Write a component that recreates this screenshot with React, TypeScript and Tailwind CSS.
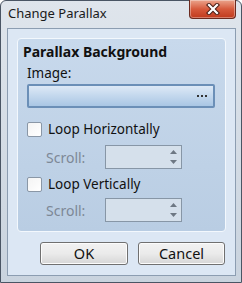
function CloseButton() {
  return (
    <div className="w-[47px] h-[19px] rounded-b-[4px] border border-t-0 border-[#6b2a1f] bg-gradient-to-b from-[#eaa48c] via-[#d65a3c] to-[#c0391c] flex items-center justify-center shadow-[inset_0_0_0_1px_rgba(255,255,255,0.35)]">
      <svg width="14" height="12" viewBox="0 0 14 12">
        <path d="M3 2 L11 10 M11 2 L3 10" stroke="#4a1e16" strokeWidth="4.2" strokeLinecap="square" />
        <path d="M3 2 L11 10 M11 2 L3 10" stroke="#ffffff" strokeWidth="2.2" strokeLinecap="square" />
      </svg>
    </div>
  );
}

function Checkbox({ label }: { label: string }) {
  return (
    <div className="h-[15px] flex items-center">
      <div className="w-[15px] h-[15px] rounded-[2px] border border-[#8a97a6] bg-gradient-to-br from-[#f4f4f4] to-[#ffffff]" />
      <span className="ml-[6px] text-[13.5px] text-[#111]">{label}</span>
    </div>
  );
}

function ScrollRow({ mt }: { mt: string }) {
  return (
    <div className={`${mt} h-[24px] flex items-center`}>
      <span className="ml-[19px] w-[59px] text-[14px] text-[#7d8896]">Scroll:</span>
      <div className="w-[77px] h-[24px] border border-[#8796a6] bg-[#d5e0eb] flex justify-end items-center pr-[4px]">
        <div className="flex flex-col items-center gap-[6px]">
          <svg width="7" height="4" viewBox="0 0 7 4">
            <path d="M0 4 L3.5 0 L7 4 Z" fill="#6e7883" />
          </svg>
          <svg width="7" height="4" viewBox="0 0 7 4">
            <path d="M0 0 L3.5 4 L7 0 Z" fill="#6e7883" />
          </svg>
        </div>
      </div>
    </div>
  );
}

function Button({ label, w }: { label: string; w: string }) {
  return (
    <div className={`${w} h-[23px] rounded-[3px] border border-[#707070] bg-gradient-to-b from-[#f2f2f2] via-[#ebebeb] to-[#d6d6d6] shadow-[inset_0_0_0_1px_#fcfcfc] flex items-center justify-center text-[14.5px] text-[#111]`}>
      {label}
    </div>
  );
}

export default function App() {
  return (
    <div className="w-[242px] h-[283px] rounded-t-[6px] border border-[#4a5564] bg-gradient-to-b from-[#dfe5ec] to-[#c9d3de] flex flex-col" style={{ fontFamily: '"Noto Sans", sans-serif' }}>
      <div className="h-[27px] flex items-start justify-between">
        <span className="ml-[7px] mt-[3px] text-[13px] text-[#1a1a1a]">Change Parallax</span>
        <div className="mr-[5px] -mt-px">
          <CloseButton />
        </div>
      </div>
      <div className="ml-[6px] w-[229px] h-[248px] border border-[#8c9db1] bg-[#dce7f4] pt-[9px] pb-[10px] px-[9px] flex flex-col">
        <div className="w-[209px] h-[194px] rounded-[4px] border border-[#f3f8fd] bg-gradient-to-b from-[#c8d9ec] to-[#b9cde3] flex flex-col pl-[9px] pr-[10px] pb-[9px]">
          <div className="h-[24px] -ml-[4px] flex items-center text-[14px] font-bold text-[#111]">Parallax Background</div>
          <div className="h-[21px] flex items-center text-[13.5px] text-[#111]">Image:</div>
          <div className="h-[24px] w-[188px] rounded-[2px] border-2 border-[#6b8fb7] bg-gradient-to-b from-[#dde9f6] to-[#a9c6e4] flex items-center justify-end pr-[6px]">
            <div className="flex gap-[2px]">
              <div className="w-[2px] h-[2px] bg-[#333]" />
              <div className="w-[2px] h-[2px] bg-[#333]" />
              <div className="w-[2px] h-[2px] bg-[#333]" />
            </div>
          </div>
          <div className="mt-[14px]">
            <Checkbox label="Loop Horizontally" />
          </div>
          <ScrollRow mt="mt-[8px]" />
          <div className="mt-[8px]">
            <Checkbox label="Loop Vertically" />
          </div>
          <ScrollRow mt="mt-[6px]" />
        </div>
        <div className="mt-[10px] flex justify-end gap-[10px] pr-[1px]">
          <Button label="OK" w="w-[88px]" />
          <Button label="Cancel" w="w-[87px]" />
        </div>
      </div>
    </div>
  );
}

^^^^^^^^

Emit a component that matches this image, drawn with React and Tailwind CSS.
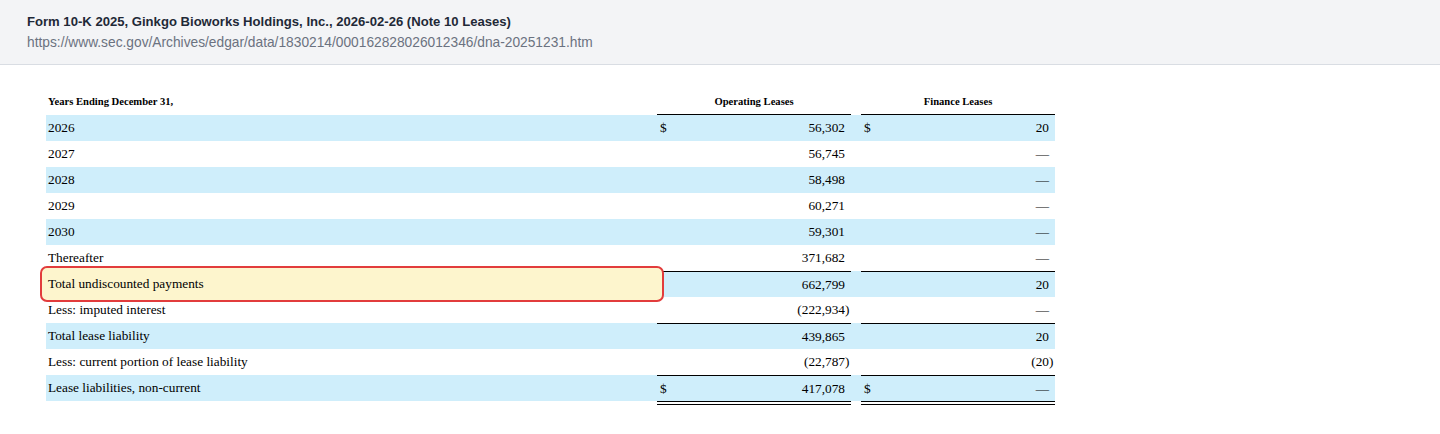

^^^^^^^^

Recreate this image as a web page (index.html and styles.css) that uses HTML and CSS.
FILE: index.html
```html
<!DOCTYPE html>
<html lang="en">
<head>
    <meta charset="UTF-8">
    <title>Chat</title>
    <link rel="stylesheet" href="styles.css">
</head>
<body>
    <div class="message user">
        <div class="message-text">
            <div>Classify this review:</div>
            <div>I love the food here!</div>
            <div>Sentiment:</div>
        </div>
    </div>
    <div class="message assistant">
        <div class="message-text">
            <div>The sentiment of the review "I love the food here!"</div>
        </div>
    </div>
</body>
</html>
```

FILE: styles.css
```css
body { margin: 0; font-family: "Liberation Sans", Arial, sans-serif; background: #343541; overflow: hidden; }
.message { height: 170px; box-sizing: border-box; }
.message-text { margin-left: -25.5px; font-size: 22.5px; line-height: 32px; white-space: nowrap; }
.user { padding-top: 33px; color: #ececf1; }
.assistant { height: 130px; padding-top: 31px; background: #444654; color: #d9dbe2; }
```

^^^^^^^^

• _Challenge_: Across the preceding material, how many lines contain the word "Tailwind"? State the number alone.

• _Full output_: 2